La Convention de Miscouche est surtout connue comme celle où les Acadiens se sont choisis un drapeau et un hymne national. Le choix de ces symboles fut effectivement l’objet des délibérations de la troisième commission. En plénière, toute l’assemblée ratifia sa principale résolution voulant que le tricolore français, avec une étoile jaune dans la partie bleue, soit adopté comme drapeau acadien. Les délégués ont aussi adopté l’air de l’Ave Maris Stella comme hymne national. Ils se sont également choisis à Miscouche un insigne et une devise, “l’Union fait la force.”

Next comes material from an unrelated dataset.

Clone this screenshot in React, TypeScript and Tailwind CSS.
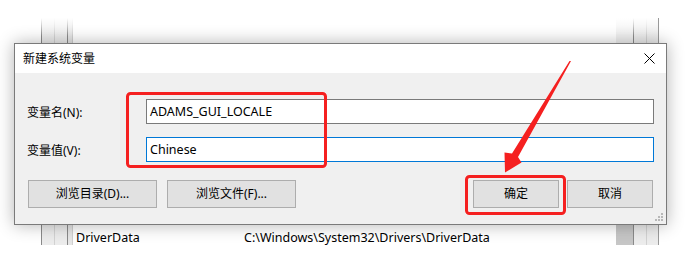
const font = { fontFamily: '"Noto Sans", "Noto Sans CJK SC", sans-serif' }

const DialogButton = ({ label, width }: { label: string; width: string }) => (
  <button
    className={`h-[28px] ${width} border border-[#adadad] bg-[#e1e1e1] text-[12px] text-black leading-none`}
  >
    {label}
  </button>
)

const BackWindow = () => (
  <div className="relative ml-[41px] mt-[18px] flex h-[227px] w-[618px] border-r border-[#9a9a9a]">
    <div className="w-[13px] border-l border-[#8a8a8a] bg-[#ececec]" />
    <div className="w-[13px] border-l border-[#d2d2d2] bg-[#ececec]" />
    <div className="w-[5px] border-l border-[#8a8a8a] bg-[#e6e6e6]" />
    <div className="flex flex-1 flex-col justify-end overflow-hidden border-l border-[#d0d0d0] bg-white">
      <div className="flex h-[20px] items-start pt-[5px] text-[12.5px] leading-[16px] text-black" style={font}>
        <span className="w-[171px] pl-[3px]">DriverData</span>
        <span>C:\Windows\System32\Drivers\DriverData</span>
      </div>
    </div>
    <div className="flex w-[17px] flex-col justify-end bg-[#f0f0f0]">
      <div className="h-[20px] bg-[#c6c6c6]" />
    </div>
    <div className="w-[13px] border-l border-[#8a8a8a] bg-[#ececec]" />
    <div className="w-[12px] border-l border-[#d2d2d2] bg-[#ececec]" />
    <div className="absolute inset-x-0 top-0 h-[18px] bg-gradient-to-b from-white to-transparent" />
  </div>
)

const Dialog = () => (
  <div
    className="absolute left-[14px] top-[43px] flex h-[182px] w-[653px] flex-col border border-[#7a7a7a] bg-[#f0f0f0] shadow-[0_0_16px_rgba(0,0,0,0.3)]"
    style={font}
  >
    <div className="flex h-[29px] items-center justify-between bg-white pl-[8px] pr-[11px]">
      <span className="text-[12px] text-black">新建系统变量</span>
      <svg width="11" height="11" viewBox="0 0 11 11">
        <path d="M0.5 0.5 L10.5 10.5 M10.5 0.5 L0.5 10.5" stroke="#000" strokeWidth="1" />
      </svg>
    </div>
    <div className="flex flex-1 flex-col px-[12px] pt-[26px]">
      <div className="flex items-center">
        <span className="w-[119px] pt-[2px] text-[12px] text-black">变量名(N):</span>
        <div className="flex h-[25px] flex-1 items-center border border-[#7a7a7a] bg-white pl-[3px] pt-[1px] text-[12.5px] text-black">
          ADAMS_GUI_LOCALE
        </div>
      </div>
      <div className="mt-[13px] flex items-center">
        <span className="w-[119px] pt-[2px] text-[12px] text-black">变量值(V):</span>
        <div className="flex h-[25px] flex-1 items-center border border-[#0078d7] bg-white pl-[3px] pt-[1px] text-[12.5px] text-black">
          Chinese
        </div>
      </div>
      <div className="mt-[18px] flex pl-[1px] pr-[1px]">
        <div className="flex gap-[10px]">
          <DialogButton label="浏览目录(D)..." width="w-[129px]" />
          <DialogButton label="浏览文件(F)..." width="w-[129px]" />
        </div>
        <div className="ml-auto flex gap-[8px]">
          <DialogButton label="确定" width="w-[86px]" />
          <DialogButton label="取消" width="w-[86px]" />
        </div>
      </div>
    </div>
    <svg className="absolute bottom-[2px] right-[2px]" width="10" height="10" viewBox="0 0 10 10">
      <g fill="#b8b8b8">
        <rect x="7" y="1" width="2" height="2" />
        <rect x="4" y="4" width="2" height="2" />
        <rect x="7" y="4" width="2" height="2" />
        <rect x="1" y="7" width="2" height="2" />
        <rect x="4" y="7" width="2" height="2" />
        <rect x="7" y="7" width="2" height="2" />
      </g>
    </svg>
  </div>
)

const Annotations = () => (
  <svg className="pointer-events-none absolute left-0 top-0" width="697" height="267" viewBox="0 0 697 267">
    <rect x="127.5" y="93.5" width="198" height="73" rx="3" fill="none" stroke="#f52020" strokeWidth="3" />
    <rect x="466.5" y="176.5" width="98" height="37" rx="3" fill="none" stroke="#f52020" strokeWidth="3" />
    <polygon
      points="571,61 518,157 521.5,162.5 505,172.5 504.5,152.5 512,153.5 569.5,61"
      fill="#f52020"
    />
  </svg>
)

export default function App() {
  return (
    <div className="relative h-[267px] w-[697px] overflow-hidden bg-white">
      <BackWindow />
      <Dialog />
      <Annotations />
    </div>
  )
}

Les délégués ont accordé une grande importance à l’agriculture. Ils s’entendaient sur le fait que l’agriculture avait été et continuerait d’être la sauvegarde de la culture acadienne. Des résolutions demandaient donc aux Acadiens de porter une plus grande attention à améliorer leur mode de culture et d’éviter de diviser et de subdiviser leurs petites fermes. On conseillait aussi fortement à ceux obligés d’abandonner leurs terres, par la force des circonstances, de vendre à leurs compatriotes. Enfin, on proposait que des sociétés agricoles soient établies dans chaque paroisse acadienne.
Des résolutions qui visaient le commerce et l’industrie ont aussi été adoptées par les délégués. Nous ne connaissons toutefois pas la nature de ces dernières car elles n’ont pas été rapportées par la presse et tous les documents officiels de la Convention ont été perdus.